THE cost of bidding for First Choice and a fall in interest rates dented Airtours’ third-quarter profits by almost £6m as the City revised its year-end profit forecasts for the operator.
In the three months to June 30, Airtours revealed it spent £2.8m on the First Choice bid – which is expected to rise to £4m – while a drop in interest rates wiped a further £3m off profits.
The costs emerged as the operator announced pre-tax profits of £20.5m for the quarter – which includes the bid costs – compared to £24.6m for the same period last year.
Before goodwill and bid costs, Airtours made a loss of £3.7m for the nine months to June 30 compared with a profit of £1.4m in the same period last year. The announcement prompted the City to trim its year-end estimates by £2m to £155m.
Profit forecasts for 2000 remain at £175m.
In the UK, tour operating profits dipped from £16.8m to £10.8m with poor trading conditions in May partly to blame.

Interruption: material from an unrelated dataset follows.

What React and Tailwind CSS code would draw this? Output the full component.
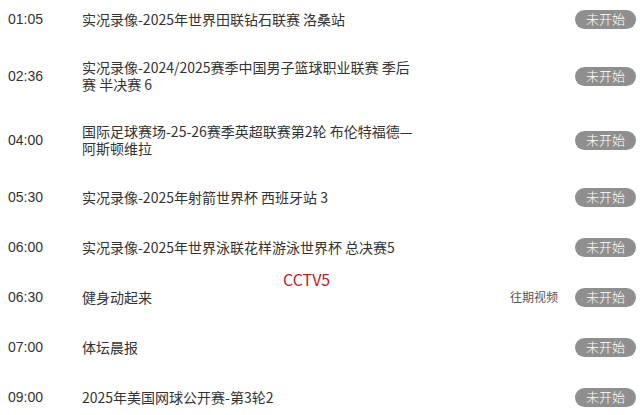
import React from 'react';

const programs = [
  { time: '01:05', title: '实况录像-2025年世界田联钻石联赛 洛桑站' },
  { time: '02:36', title: '实况录像-2024/2025赛季中国男子篮球职业联赛 季后赛 半决赛 6' },
  { time: '04:00', title: '国际足球赛场-25-26赛季英超联赛第2轮 布伦特福德—阿斯顿维拉' },
  { time: '05:30', title: '实况录像-2025年射箭世界杯 西班牙站 3' },
  { time: '06:00', title: '实况录像-2025年世界泳联花样游泳世界杯 总决赛5' },
  { time: '06:30', title: '健身动起来', replay: true },
  { time: '07:00', title: '体坛晨报' },
  { time: '09:00', title: '2025年美国网球公开赛-第3轮2' },
];

export default function App() {
  return (
    <div className="relative h-[415px] w-[640px] overflow-hidden bg-white font-['Noto_Sans_CJK_SC',sans-serif] text-[#333]">
      <ul className="mt-[-6px]">
        {programs.map((p) => (
          <li key={p.time} className="flex items-center py-[15px]">
            <span className="w-[82px] shrink-0 pl-[8px] font-['Liberation_Sans',Arial,sans-serif] text-[14px] leading-[20px] text-[#333]">
              {p.time}
            </span>
            <span className="w-[333px] shrink-0 text-[14px] leading-[17px] text-[#333]">{p.title}</span>
            <div className="flex flex-1 items-center justify-end gap-[17px] pr-[4px]">
              {p.replay && <span className="text-[12px] leading-[20px] text-[#555]">往期视频</span>}
              <span className="flex h-[19px] w-[61px] items-center justify-center rounded-full bg-[#8f8f8f] text-[13px] font-light text-white">
                未开始
              </span>
            </div>
          </li>
        ))}
      </ul>
      {/* channel watermark */}
      <span className="absolute left-[283px] top-[269px] text-[16px] leading-[20px] text-[#c8161d]">CCTV5</span>
    </div>
  );
}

Group finance director Tim Byrne said:”It was a terrible month. We were discounting and load factors were under pressure. Interest rates also came down which had a direct impact on earnings.”
Distribution costs were also higher than expected which Byrne put down to higher commission rates and the roll-out of Going Places’ Matchmaker system. He declined to reveal the cost figure.
Tough conditions in the UK were partly offset in Scandinavia where less capacity resulted in higher prices.
“The balance in Scandinavia is right,” said Byrne.
The Kosovo crisis impacted on its joint operation with Costa Cruises which saw profits dip £300,000 to £3.6m in the third quarter.
Rapid expansion in Germany with FTi produced losses of £2.6m compared to a 1998 profit of £500,000.